Task goal => Retype the opening lines of the listing below, ending with the line that contains "string; room: string;", and leave out any pictures.
────────────────────────────────────────
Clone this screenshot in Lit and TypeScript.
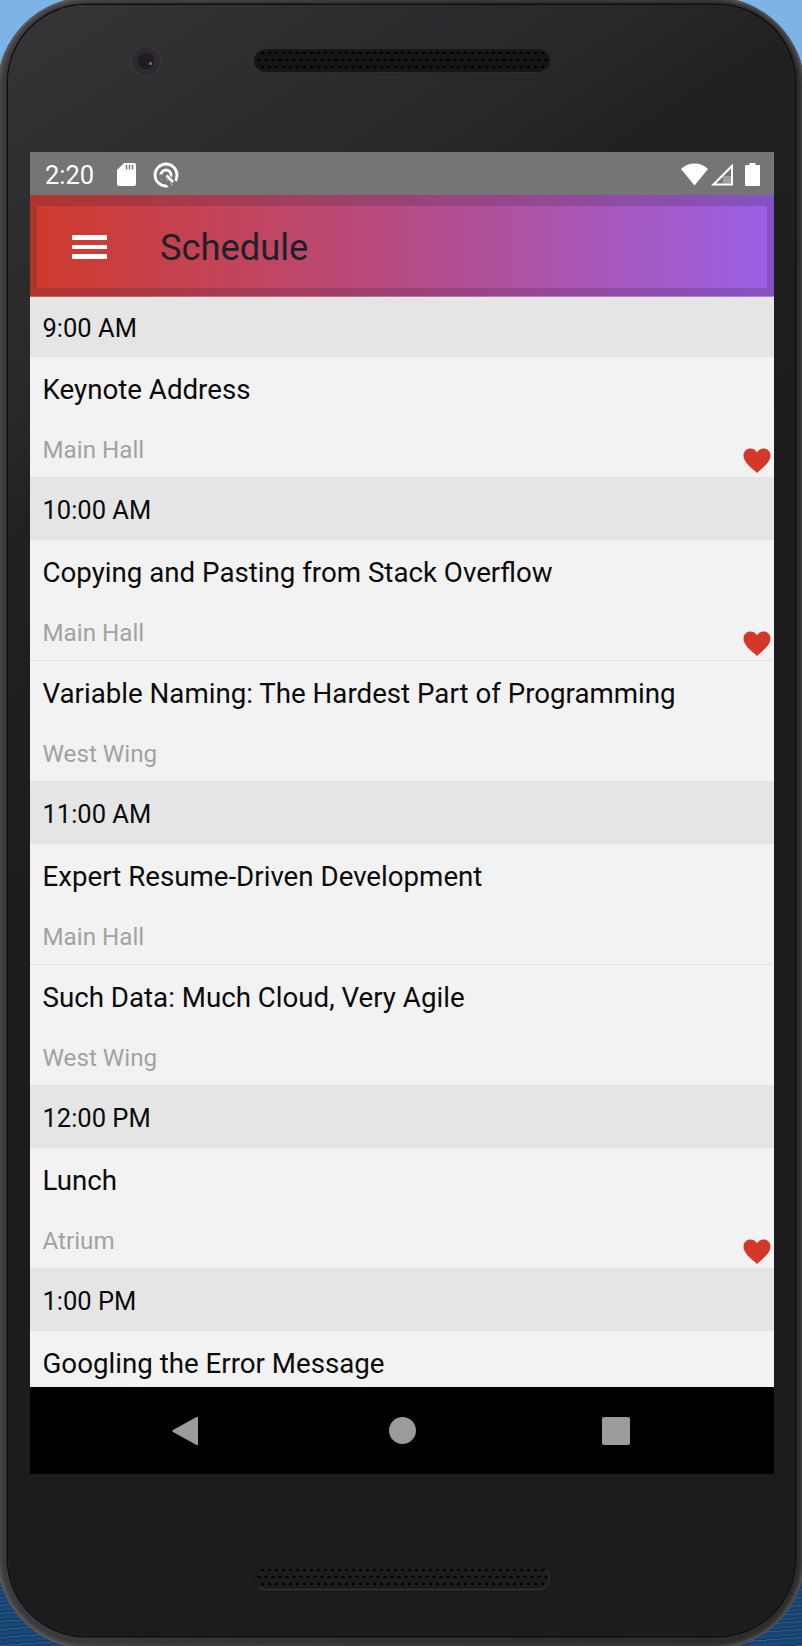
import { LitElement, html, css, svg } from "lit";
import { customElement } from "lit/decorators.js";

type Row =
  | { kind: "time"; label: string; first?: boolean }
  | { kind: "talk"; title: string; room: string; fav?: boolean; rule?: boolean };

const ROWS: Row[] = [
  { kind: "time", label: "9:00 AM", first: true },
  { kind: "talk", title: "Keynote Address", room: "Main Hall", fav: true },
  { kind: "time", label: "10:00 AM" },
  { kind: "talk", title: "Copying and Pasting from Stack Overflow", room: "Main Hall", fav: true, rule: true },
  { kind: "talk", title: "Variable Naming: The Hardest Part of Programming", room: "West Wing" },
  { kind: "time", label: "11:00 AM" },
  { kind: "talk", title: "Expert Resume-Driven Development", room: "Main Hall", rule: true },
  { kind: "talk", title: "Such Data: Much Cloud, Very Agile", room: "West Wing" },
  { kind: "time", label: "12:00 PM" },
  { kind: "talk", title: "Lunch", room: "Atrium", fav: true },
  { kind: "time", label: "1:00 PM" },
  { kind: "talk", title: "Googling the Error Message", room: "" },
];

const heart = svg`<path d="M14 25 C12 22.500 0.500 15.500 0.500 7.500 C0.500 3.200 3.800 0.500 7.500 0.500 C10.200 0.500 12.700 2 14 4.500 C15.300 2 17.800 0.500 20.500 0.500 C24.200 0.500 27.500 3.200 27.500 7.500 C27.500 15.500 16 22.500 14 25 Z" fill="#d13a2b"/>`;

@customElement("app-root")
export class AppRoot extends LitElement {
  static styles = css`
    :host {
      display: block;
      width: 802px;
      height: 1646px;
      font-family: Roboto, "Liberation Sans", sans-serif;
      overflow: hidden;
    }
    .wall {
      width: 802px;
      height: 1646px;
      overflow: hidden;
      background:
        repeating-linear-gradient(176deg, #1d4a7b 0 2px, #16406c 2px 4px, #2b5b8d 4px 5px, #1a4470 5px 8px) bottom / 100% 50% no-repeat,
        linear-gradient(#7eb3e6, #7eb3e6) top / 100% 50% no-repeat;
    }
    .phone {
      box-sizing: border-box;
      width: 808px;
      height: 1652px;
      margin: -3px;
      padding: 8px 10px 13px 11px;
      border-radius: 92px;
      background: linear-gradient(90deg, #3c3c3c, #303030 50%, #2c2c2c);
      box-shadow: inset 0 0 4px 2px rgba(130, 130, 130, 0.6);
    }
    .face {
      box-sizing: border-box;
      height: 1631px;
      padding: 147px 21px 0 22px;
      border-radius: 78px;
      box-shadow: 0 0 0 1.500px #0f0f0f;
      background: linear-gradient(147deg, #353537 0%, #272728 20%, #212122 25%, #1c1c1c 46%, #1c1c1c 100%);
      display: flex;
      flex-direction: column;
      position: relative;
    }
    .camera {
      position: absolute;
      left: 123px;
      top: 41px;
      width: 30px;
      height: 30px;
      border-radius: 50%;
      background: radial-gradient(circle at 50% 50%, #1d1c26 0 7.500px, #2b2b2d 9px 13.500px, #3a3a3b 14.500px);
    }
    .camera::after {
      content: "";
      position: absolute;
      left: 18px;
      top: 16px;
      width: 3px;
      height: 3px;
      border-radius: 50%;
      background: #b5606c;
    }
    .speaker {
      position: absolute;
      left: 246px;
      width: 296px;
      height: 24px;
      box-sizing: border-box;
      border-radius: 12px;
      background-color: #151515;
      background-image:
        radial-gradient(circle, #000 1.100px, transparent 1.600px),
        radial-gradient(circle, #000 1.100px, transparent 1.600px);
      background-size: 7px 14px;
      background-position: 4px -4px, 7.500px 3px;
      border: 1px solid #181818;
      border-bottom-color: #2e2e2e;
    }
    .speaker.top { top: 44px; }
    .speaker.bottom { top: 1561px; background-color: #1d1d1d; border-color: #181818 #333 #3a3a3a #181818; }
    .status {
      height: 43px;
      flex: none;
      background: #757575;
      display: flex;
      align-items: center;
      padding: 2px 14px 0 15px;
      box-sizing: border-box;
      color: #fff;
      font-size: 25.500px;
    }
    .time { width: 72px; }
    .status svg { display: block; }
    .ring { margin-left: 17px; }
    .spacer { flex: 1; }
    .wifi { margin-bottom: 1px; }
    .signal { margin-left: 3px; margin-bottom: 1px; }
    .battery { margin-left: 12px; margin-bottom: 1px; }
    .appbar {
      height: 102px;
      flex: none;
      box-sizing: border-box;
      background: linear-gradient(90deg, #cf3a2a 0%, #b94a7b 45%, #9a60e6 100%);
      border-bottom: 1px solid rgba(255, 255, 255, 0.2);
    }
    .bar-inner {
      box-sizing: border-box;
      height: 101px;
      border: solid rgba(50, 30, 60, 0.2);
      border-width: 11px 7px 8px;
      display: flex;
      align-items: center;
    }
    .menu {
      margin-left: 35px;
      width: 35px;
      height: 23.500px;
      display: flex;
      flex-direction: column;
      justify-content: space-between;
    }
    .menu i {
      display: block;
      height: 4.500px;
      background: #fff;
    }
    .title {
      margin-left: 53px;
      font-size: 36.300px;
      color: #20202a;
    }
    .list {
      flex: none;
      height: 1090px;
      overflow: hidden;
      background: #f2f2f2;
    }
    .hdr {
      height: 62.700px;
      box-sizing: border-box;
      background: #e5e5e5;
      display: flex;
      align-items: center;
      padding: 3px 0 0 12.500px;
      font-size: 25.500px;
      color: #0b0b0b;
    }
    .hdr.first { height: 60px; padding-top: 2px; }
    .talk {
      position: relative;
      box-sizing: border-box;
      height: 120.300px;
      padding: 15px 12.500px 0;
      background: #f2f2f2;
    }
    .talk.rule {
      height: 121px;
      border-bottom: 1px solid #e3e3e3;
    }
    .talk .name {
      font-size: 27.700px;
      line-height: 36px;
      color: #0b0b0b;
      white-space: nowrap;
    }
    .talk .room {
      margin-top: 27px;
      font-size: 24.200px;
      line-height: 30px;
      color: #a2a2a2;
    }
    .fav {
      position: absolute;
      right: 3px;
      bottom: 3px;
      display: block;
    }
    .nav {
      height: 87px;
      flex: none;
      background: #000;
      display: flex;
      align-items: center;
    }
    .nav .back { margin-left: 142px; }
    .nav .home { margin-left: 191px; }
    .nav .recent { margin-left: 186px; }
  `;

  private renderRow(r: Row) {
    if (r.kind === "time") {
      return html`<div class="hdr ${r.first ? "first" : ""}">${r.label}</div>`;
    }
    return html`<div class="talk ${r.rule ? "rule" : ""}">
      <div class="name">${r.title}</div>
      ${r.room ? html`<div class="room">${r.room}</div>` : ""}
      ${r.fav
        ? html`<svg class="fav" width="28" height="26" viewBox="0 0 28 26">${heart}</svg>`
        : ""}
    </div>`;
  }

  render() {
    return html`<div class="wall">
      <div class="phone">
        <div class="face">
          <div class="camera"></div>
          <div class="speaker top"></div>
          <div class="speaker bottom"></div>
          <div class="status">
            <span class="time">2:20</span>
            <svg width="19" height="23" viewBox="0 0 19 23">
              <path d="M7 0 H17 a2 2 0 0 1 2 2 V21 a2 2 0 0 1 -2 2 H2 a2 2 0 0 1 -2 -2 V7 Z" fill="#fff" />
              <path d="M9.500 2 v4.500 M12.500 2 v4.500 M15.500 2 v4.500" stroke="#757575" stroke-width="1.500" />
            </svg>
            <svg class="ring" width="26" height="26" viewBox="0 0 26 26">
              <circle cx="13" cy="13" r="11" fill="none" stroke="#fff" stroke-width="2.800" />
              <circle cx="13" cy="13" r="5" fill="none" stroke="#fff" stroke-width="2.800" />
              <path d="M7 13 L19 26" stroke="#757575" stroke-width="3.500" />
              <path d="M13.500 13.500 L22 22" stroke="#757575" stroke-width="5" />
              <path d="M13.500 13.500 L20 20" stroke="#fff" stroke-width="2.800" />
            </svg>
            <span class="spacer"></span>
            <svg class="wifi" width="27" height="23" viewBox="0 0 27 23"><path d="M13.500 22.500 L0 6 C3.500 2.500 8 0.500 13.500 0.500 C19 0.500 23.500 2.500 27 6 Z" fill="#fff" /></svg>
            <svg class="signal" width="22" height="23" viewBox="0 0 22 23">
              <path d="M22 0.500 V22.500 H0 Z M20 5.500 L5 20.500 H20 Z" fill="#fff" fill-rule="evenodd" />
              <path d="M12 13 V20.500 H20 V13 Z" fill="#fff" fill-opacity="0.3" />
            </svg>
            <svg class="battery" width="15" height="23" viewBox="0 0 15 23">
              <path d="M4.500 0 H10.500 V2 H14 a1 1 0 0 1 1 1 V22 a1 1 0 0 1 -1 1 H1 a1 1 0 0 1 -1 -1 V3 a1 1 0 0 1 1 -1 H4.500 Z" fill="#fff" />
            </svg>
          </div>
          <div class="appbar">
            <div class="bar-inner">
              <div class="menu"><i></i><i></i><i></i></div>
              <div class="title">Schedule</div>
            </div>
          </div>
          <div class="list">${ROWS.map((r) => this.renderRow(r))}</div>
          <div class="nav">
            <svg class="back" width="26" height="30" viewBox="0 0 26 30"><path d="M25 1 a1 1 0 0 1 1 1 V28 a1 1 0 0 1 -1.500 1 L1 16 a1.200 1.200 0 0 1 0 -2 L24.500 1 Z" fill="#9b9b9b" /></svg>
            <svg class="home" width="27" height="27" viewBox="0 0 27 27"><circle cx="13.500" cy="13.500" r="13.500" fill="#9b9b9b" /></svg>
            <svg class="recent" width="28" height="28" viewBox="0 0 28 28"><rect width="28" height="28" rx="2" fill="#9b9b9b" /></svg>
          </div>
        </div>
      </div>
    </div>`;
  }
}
────────────────────────────────────────
Answer for this exercise =>
Clone this screenshot in Lit and TypeScript.
import { LitElement, html, css, svg } from "lit";
import { customElement } from "lit/decorators.js";

type Row =
  | { kind: "time"; label: string; first?: boolean }
  | { kind: "talk"; title: string; room: string; fav?: boolean; rule?: boolean };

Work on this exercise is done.